● **Goal**
Return the lines below exactly, from the first line to the line that contains "const wiring = '不带车辆稳定增强系统(VsEs)的防抱死制';". Leave out pictures.
───── Supplied data ─────
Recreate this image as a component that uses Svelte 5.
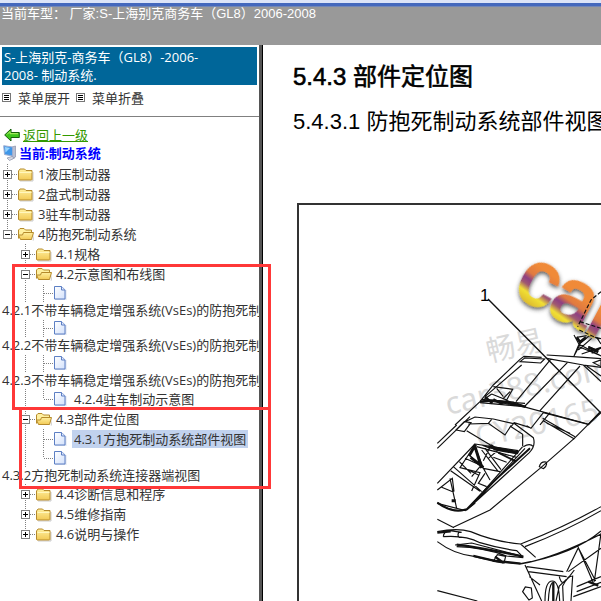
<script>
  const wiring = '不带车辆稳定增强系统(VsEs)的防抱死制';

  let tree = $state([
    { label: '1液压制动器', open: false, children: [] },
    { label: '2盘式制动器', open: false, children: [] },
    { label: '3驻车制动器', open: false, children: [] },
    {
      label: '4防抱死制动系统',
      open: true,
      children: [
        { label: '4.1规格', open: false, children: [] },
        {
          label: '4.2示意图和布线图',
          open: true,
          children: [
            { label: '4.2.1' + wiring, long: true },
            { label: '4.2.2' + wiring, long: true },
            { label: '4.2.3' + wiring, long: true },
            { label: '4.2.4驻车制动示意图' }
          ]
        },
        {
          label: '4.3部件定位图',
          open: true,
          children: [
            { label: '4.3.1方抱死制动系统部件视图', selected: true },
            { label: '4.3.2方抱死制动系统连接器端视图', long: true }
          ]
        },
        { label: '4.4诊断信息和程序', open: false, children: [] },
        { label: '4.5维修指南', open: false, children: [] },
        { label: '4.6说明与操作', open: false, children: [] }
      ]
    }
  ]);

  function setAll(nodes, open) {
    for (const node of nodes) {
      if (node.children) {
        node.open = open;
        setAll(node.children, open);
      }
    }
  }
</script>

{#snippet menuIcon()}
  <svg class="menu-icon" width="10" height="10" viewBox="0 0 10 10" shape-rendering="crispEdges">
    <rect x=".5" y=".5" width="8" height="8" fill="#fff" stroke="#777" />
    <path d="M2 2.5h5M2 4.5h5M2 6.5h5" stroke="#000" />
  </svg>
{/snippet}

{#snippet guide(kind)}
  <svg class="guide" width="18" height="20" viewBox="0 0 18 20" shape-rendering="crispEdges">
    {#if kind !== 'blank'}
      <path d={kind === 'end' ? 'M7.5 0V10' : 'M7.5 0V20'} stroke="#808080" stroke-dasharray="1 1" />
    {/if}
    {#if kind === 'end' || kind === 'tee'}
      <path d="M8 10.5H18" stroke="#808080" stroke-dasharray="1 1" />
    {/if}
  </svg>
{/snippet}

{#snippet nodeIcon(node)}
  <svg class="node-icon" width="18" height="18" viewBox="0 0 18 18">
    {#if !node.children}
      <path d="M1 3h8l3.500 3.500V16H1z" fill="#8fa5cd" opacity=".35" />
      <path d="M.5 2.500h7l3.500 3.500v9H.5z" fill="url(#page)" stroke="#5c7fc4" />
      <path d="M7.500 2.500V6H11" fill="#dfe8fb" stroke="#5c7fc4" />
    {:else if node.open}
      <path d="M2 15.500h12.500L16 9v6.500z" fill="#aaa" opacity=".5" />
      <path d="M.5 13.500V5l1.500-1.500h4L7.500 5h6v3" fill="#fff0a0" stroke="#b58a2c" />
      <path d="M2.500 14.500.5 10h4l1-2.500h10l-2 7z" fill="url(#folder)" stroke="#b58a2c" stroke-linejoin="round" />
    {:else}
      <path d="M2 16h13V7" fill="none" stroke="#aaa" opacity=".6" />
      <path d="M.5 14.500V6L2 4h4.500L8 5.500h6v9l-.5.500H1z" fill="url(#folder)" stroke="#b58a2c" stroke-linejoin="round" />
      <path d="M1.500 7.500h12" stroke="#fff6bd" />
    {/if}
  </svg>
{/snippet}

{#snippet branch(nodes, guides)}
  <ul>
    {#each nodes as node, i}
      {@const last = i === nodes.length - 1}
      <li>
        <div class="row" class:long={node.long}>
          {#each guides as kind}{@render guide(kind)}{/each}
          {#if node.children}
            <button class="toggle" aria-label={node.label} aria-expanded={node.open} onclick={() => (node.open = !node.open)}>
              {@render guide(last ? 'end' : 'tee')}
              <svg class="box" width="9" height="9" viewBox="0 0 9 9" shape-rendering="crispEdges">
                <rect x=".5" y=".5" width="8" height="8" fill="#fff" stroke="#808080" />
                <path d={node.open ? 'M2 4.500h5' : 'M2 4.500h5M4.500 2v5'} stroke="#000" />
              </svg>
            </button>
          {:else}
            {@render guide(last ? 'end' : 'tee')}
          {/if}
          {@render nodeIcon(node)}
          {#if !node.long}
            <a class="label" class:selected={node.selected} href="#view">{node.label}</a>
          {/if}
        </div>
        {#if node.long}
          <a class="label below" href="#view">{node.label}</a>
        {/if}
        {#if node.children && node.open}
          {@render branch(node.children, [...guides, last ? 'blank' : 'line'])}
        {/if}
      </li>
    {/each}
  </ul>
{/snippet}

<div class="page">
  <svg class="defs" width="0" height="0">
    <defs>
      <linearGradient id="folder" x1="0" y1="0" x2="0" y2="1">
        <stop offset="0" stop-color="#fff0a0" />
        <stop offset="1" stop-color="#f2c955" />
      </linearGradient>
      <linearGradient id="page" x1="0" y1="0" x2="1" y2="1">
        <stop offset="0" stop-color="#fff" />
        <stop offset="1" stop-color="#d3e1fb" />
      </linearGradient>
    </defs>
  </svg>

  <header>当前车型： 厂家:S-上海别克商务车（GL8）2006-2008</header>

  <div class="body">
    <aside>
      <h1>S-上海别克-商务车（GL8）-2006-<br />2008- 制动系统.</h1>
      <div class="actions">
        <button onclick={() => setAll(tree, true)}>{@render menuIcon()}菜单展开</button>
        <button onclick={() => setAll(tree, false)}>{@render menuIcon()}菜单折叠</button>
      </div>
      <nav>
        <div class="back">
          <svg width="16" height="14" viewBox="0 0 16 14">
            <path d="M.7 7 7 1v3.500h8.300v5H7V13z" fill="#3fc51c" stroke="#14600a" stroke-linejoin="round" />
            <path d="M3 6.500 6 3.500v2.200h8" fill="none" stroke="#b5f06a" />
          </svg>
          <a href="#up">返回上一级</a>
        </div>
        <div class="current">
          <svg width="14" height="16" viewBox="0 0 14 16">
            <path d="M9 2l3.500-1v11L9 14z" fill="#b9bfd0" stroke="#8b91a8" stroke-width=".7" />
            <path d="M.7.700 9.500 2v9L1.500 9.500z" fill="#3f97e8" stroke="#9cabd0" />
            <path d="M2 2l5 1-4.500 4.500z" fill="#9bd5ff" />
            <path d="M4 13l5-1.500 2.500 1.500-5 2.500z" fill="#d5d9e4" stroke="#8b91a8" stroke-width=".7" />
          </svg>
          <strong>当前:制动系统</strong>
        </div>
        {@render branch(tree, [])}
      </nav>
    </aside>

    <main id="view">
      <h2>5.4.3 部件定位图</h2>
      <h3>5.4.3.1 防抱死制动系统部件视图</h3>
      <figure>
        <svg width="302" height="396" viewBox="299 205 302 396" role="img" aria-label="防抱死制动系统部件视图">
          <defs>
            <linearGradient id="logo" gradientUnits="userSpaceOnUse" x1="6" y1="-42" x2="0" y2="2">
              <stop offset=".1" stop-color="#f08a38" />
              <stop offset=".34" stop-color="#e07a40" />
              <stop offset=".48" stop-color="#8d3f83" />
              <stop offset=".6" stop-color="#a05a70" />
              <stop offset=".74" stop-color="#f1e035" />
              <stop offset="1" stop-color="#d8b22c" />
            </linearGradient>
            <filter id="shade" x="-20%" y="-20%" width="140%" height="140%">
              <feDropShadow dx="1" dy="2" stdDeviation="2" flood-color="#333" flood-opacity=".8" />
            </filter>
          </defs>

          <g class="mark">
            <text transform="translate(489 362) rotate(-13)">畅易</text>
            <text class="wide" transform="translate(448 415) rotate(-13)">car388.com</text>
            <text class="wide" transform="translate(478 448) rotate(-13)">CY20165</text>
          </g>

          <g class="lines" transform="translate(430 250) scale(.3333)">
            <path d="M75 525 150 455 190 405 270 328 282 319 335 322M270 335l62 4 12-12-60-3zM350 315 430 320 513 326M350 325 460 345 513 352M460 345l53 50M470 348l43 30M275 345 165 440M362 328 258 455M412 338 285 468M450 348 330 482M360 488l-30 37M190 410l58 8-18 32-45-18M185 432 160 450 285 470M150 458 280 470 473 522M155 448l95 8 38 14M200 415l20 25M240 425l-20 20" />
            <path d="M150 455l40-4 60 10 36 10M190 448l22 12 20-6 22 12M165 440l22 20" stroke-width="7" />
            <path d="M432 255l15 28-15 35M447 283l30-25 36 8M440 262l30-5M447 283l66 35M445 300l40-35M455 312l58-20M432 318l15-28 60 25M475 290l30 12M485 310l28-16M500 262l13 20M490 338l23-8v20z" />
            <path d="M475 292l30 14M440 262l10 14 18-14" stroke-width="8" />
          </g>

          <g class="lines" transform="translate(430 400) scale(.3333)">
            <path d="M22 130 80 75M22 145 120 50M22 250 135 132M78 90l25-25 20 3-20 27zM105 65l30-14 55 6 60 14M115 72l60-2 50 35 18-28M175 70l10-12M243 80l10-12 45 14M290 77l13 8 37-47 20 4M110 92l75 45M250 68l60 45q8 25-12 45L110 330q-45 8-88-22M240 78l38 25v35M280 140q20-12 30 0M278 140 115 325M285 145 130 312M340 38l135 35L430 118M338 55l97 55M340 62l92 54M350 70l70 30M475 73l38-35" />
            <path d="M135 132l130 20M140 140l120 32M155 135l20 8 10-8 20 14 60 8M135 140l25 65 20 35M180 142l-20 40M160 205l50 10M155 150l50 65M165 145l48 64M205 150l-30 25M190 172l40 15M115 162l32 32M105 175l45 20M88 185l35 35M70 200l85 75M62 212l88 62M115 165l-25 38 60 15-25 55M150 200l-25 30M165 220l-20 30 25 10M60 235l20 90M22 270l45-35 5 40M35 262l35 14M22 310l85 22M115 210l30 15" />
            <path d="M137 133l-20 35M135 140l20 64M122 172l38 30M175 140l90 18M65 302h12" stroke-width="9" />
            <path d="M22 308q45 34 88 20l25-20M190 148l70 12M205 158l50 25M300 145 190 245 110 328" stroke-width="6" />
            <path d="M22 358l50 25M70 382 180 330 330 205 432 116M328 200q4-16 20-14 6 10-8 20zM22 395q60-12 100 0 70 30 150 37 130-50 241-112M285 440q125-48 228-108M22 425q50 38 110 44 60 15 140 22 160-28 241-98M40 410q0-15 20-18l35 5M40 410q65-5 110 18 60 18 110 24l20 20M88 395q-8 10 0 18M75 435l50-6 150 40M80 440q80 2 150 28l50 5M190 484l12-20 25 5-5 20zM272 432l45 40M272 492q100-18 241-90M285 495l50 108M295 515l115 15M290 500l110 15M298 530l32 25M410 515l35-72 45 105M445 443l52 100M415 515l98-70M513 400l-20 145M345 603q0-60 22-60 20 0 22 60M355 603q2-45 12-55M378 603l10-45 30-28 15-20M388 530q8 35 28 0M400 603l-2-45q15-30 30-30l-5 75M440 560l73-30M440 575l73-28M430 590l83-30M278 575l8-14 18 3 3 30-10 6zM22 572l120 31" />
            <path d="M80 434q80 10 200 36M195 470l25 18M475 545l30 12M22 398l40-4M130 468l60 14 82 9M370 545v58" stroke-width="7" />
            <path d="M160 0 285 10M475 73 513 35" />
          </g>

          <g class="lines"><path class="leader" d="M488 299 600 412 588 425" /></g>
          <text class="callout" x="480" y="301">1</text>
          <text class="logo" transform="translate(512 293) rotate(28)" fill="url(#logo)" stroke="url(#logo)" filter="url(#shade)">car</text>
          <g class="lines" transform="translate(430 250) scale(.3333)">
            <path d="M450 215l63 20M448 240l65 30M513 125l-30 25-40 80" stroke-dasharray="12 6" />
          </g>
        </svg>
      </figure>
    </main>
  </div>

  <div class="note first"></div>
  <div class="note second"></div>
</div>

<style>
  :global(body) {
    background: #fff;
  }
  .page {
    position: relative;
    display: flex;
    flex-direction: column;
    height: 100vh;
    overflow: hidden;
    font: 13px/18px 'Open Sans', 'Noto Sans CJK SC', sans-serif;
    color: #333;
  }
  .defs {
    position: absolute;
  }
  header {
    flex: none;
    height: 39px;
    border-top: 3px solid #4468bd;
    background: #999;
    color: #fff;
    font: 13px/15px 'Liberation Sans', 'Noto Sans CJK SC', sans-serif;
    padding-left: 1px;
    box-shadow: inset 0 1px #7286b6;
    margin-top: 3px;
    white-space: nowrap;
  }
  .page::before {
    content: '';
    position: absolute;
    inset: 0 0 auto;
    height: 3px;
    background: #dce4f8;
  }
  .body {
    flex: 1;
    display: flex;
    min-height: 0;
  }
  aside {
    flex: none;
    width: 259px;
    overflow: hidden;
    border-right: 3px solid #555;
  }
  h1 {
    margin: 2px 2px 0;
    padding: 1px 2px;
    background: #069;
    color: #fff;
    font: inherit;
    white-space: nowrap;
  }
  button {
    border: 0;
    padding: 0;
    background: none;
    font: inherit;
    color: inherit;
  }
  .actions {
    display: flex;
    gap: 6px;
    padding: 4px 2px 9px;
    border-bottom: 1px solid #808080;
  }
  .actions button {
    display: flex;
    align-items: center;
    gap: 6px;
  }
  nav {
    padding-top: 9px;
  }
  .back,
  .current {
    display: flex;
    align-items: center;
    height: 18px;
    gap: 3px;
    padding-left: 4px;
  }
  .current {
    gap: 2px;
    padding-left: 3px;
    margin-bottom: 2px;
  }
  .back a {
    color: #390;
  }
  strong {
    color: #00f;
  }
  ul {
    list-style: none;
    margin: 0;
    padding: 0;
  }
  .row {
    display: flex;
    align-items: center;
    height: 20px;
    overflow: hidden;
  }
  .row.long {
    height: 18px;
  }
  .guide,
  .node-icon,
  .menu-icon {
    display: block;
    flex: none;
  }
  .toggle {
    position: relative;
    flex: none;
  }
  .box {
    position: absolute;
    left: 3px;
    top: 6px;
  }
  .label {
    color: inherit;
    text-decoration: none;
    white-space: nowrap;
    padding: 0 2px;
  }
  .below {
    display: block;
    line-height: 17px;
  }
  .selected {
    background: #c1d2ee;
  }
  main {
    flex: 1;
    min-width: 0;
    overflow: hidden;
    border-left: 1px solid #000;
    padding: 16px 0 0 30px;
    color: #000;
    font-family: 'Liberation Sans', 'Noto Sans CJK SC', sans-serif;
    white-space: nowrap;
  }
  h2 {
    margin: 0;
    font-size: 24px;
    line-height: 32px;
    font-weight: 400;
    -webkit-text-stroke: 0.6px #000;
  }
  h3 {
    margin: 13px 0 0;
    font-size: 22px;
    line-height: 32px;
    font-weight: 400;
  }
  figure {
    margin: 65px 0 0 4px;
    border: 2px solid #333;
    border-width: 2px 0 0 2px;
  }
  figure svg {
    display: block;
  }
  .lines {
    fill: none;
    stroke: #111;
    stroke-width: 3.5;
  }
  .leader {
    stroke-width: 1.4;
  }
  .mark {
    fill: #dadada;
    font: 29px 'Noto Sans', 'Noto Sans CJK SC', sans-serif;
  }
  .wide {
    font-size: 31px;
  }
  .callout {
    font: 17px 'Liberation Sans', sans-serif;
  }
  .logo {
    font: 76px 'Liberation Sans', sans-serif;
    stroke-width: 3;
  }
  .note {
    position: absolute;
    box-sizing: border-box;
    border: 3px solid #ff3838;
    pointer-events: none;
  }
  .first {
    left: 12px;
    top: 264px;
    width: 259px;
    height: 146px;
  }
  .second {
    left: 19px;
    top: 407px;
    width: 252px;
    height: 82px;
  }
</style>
─────
● **Result**
Recreate this image as a component that uses Svelte 5.
<script>
  const wiring = '不带车辆稳定增强系统(VsEs)的防抱死制';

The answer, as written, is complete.